(Job) Give the count of lines in the data that include the string "React", with no added remarks.

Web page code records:
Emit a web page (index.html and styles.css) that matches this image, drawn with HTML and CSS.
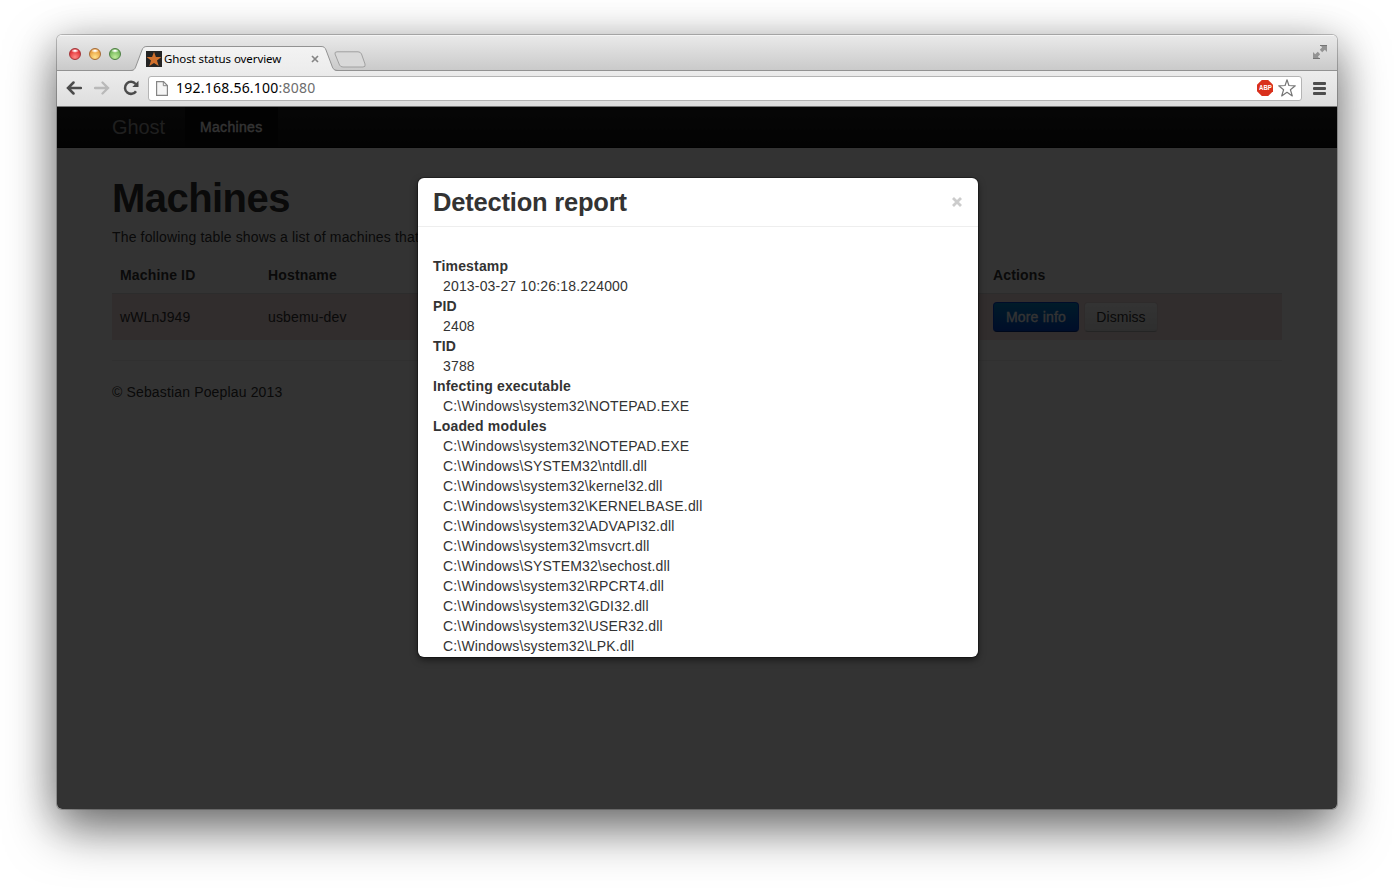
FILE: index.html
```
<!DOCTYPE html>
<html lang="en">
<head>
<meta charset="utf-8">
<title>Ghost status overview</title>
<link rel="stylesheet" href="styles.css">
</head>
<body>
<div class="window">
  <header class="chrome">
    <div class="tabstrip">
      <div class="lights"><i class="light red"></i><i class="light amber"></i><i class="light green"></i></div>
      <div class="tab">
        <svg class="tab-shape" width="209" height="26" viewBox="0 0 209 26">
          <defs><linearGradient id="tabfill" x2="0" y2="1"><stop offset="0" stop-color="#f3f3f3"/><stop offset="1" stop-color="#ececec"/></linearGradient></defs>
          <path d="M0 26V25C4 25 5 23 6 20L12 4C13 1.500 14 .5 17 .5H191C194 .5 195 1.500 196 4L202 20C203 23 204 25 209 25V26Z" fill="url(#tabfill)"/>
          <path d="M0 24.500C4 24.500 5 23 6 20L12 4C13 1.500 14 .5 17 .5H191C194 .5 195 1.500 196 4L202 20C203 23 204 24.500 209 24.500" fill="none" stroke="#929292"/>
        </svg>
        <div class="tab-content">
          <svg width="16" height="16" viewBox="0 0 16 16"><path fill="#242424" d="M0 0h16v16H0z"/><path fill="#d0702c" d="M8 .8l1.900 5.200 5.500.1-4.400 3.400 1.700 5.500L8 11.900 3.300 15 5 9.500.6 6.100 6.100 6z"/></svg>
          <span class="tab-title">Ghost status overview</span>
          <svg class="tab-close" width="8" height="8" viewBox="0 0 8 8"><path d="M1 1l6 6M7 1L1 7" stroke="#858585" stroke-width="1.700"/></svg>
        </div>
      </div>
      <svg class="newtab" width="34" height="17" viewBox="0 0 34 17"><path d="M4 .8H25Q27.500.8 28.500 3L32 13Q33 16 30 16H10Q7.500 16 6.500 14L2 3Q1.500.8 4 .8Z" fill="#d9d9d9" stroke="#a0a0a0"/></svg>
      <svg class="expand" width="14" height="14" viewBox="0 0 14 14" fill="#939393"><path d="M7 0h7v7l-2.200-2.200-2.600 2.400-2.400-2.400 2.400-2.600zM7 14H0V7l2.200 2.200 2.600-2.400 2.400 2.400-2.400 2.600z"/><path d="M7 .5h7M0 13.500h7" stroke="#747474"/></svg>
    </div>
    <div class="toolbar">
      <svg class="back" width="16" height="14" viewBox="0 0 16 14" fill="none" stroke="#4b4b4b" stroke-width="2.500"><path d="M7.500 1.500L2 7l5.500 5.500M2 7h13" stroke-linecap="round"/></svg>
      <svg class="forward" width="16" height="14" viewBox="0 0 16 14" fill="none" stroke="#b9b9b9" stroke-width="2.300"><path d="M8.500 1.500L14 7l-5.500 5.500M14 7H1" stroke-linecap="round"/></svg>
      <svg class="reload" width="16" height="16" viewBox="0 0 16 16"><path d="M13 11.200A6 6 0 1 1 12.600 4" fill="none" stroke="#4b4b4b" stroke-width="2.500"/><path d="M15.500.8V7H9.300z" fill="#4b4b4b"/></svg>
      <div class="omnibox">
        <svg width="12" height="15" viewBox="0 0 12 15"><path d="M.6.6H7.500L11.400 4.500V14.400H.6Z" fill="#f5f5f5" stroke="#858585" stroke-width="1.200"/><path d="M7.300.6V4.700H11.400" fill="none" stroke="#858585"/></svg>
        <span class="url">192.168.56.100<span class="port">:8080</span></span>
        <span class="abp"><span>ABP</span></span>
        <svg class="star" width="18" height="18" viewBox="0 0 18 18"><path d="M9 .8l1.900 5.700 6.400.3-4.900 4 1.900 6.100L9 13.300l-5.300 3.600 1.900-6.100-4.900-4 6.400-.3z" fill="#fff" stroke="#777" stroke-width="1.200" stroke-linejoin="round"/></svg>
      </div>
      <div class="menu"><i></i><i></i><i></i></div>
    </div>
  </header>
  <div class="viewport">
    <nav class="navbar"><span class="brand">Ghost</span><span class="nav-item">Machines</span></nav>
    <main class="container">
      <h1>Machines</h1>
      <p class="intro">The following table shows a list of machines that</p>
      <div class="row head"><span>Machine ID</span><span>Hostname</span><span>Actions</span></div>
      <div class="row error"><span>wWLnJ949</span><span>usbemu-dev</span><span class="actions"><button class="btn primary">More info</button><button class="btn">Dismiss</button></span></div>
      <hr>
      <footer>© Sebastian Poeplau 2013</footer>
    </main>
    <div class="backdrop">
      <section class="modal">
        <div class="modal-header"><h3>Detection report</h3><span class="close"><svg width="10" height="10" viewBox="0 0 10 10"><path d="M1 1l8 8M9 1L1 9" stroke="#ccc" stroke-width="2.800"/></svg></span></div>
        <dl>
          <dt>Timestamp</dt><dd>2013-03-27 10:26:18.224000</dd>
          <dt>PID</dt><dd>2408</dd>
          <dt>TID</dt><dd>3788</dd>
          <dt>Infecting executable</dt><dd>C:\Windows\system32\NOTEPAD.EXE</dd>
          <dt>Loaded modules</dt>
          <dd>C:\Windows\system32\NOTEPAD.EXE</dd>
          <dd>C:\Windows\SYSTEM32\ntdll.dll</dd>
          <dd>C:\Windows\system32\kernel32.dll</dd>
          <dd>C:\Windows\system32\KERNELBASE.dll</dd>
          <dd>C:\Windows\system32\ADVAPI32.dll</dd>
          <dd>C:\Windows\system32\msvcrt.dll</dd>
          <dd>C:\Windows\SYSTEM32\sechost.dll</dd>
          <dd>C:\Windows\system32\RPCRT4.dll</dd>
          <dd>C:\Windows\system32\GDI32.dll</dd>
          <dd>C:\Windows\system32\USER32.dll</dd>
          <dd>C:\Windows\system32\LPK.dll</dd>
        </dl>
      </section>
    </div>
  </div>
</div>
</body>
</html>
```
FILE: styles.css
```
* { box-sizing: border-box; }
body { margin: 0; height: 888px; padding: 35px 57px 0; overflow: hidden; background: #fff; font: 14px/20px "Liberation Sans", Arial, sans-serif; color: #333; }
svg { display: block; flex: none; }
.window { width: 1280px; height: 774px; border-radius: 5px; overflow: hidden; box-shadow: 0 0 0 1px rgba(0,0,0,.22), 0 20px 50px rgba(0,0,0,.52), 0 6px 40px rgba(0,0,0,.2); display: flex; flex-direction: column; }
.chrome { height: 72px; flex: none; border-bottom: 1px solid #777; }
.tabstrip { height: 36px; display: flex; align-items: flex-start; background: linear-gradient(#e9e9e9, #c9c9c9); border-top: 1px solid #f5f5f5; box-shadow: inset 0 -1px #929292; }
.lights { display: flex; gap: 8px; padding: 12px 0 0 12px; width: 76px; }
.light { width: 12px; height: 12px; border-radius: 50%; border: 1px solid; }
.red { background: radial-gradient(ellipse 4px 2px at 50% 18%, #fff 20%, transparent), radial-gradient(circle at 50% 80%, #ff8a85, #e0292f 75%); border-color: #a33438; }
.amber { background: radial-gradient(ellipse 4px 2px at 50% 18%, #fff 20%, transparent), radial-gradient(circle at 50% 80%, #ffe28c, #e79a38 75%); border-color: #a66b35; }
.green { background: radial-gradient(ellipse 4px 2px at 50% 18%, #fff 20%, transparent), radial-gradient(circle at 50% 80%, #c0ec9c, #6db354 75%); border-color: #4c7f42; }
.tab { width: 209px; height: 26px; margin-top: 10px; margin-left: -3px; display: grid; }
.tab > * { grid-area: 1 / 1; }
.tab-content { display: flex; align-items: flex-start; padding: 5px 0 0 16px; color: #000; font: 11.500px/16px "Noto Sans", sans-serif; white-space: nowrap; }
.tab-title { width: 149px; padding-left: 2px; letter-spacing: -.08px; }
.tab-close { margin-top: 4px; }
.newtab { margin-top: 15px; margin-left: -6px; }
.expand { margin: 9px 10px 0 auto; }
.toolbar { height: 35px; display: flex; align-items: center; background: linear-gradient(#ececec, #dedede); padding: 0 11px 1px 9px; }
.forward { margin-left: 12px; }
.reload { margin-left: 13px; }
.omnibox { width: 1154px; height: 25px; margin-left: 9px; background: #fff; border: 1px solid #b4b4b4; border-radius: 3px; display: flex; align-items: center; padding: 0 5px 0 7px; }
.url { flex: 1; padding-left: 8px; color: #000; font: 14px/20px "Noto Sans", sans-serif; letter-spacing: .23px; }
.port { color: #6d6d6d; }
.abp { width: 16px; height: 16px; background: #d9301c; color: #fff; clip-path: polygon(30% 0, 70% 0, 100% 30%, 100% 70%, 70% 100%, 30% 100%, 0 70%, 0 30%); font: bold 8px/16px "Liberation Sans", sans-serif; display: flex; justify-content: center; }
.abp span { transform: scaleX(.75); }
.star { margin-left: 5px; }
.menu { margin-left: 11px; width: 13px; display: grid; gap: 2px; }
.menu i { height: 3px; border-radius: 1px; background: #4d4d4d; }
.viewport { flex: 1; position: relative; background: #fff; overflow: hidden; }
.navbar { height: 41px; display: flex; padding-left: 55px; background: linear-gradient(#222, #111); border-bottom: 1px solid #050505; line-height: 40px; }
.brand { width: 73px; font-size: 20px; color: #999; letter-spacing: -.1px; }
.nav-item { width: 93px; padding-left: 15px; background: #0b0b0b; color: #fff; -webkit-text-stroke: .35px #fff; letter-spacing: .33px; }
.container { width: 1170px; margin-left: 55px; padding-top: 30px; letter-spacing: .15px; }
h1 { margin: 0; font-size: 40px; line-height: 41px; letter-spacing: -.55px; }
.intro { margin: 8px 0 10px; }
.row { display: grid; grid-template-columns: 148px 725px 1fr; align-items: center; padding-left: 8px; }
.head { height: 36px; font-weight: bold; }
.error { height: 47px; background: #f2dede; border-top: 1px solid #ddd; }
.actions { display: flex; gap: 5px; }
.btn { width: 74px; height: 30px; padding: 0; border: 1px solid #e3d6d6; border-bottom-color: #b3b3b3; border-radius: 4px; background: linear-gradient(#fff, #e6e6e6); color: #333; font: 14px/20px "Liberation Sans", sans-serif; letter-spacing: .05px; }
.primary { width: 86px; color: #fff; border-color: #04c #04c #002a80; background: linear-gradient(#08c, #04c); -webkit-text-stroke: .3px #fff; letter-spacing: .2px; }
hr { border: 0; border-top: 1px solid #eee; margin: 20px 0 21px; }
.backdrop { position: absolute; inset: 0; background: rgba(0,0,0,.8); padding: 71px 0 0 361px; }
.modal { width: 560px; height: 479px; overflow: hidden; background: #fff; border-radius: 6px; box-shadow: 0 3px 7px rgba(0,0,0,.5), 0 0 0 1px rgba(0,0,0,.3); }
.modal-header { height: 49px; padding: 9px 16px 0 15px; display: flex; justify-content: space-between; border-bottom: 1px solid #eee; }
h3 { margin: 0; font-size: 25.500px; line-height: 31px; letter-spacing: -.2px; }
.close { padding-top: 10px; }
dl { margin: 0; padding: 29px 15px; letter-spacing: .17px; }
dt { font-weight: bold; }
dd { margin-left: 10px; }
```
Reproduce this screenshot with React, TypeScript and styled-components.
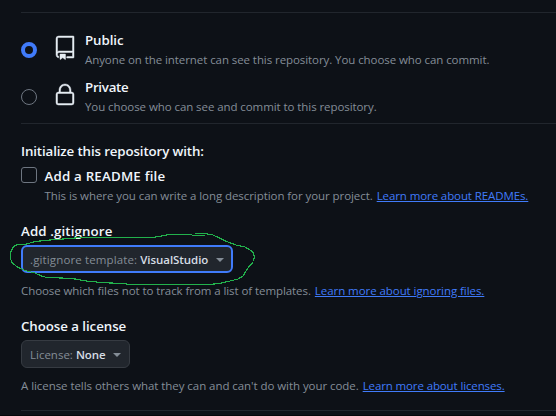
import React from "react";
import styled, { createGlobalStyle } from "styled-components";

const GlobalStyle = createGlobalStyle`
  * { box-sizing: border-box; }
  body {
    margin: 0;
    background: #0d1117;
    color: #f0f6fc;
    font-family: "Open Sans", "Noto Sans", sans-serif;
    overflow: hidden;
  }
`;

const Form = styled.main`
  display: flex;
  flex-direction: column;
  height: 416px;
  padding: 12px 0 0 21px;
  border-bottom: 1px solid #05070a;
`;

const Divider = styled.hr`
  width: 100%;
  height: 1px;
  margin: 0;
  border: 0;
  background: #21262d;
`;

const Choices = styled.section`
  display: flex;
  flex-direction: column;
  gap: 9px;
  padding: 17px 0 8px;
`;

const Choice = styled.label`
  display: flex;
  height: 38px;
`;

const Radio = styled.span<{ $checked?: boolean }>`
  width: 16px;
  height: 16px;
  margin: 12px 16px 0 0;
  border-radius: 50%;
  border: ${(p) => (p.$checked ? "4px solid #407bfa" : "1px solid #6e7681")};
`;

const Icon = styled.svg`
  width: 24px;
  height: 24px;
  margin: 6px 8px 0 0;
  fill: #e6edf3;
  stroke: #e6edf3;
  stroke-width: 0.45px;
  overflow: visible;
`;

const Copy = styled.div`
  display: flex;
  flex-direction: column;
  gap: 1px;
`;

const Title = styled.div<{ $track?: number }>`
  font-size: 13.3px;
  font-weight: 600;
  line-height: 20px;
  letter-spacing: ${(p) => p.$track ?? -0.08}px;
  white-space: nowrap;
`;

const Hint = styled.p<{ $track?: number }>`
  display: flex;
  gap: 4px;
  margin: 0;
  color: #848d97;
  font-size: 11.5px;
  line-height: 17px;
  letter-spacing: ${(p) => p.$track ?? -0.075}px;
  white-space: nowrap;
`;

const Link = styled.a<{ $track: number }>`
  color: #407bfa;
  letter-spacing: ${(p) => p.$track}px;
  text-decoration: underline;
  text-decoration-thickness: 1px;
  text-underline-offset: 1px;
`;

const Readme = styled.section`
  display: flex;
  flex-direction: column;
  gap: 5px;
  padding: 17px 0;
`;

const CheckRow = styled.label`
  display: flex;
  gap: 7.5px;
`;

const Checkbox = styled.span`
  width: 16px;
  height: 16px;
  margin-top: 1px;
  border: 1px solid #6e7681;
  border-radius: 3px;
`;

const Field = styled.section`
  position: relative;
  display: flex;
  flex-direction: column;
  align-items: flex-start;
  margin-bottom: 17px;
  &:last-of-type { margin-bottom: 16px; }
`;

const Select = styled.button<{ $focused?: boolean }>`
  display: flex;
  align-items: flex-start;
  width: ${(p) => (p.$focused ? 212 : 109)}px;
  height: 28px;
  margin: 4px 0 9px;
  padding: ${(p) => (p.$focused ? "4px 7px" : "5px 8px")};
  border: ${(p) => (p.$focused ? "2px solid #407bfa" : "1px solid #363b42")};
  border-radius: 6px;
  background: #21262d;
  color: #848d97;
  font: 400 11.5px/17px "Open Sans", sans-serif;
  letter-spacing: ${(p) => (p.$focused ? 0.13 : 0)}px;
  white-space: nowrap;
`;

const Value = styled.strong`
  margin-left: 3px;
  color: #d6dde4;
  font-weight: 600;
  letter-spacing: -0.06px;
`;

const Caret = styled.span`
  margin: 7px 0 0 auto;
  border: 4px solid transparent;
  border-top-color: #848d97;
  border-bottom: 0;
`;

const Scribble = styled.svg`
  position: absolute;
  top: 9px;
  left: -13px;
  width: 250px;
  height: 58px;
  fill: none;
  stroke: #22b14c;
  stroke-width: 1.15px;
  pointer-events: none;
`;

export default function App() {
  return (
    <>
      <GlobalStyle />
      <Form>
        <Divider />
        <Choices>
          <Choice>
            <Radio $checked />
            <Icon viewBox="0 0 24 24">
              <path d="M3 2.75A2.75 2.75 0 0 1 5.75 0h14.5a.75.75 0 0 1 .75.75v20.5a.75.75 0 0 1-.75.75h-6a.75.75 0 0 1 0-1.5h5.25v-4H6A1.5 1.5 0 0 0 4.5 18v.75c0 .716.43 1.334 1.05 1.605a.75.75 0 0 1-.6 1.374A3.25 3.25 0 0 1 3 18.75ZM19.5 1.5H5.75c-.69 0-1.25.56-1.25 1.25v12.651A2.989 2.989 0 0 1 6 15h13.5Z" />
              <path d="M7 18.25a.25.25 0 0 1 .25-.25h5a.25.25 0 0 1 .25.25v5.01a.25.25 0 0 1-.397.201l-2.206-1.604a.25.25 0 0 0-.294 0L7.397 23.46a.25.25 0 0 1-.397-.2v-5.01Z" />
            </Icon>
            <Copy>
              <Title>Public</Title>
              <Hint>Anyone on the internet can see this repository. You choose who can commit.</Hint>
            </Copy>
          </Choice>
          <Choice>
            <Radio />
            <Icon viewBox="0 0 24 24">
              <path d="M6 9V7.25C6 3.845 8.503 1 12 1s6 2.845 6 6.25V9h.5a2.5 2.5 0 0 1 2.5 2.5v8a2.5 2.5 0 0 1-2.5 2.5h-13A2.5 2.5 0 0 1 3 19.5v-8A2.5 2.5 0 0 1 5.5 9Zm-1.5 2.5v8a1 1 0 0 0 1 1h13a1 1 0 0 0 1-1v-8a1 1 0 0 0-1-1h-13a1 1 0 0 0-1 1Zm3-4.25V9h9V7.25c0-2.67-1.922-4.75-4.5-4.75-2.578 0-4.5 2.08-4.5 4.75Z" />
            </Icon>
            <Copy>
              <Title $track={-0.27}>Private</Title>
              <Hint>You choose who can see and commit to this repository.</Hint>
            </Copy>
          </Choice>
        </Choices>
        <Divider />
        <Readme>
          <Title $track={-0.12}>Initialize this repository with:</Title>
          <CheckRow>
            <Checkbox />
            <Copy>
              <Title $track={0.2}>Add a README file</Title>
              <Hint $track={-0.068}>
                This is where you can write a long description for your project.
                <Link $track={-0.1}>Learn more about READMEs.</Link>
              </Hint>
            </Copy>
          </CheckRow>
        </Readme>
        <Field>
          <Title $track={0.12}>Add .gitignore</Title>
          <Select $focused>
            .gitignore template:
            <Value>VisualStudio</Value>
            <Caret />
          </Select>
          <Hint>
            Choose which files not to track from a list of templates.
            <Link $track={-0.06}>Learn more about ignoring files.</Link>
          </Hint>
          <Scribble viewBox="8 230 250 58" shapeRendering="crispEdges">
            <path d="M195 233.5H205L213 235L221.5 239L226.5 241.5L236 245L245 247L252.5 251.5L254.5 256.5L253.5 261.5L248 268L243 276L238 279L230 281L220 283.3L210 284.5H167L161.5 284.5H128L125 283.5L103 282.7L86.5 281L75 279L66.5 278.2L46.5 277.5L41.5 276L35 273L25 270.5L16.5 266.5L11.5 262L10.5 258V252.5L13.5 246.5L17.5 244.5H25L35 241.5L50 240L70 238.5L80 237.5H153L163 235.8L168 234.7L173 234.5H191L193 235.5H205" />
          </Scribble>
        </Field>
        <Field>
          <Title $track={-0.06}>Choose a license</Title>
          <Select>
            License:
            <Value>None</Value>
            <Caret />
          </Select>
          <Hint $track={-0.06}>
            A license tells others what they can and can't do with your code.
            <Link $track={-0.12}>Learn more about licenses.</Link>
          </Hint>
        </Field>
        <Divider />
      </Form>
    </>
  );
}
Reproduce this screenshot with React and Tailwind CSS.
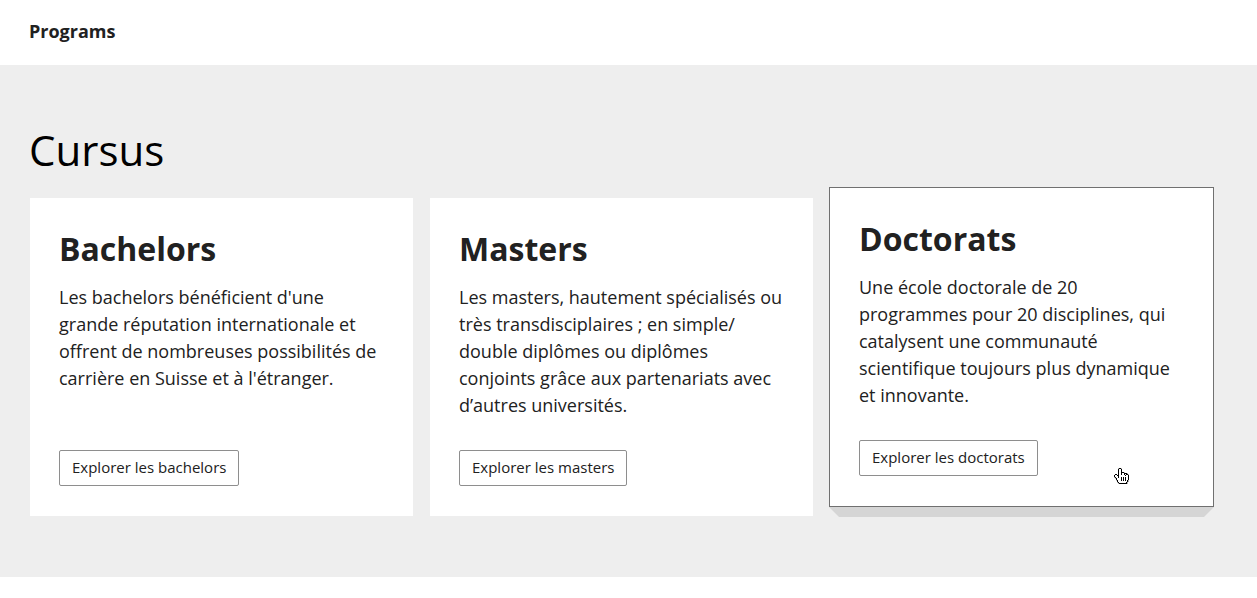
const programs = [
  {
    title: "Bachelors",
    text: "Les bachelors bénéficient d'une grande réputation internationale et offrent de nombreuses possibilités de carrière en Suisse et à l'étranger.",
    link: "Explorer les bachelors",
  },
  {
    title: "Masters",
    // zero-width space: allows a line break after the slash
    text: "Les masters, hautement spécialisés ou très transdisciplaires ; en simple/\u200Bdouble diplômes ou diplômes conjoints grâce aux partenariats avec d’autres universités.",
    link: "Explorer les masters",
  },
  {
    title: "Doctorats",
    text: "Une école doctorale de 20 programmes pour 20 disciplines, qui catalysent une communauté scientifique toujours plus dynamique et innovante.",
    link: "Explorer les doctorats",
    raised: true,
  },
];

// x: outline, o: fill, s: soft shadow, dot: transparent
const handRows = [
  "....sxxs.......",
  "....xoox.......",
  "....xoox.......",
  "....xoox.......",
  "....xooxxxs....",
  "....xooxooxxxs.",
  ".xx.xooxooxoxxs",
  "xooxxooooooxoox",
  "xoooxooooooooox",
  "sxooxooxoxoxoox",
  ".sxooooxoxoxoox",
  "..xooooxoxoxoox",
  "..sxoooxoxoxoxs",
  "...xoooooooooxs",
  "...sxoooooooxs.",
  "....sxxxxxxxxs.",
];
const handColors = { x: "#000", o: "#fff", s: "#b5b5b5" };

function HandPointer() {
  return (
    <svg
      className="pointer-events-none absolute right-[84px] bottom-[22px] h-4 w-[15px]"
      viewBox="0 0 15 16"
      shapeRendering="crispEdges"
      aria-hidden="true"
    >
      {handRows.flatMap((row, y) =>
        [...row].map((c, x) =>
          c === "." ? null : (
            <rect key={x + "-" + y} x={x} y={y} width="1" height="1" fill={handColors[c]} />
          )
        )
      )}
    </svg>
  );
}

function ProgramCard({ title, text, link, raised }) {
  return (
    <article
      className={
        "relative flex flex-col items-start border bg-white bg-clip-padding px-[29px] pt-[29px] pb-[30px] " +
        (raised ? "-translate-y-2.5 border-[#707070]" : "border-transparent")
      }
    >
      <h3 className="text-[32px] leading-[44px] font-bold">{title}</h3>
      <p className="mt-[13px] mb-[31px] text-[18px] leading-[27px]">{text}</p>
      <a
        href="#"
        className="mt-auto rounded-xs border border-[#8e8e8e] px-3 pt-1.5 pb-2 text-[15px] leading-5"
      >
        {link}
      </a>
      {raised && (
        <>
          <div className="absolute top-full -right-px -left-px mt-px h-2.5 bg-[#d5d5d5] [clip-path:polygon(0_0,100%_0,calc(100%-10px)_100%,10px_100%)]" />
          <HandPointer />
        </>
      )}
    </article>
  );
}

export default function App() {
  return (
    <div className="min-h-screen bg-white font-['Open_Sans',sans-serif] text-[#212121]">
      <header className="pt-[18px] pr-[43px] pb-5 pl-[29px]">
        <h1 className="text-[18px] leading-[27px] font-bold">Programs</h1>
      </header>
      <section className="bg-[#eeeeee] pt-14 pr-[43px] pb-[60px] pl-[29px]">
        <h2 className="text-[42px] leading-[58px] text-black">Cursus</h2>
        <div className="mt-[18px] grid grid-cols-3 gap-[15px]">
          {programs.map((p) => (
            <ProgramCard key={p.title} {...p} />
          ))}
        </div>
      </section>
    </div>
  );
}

(Right answer) 3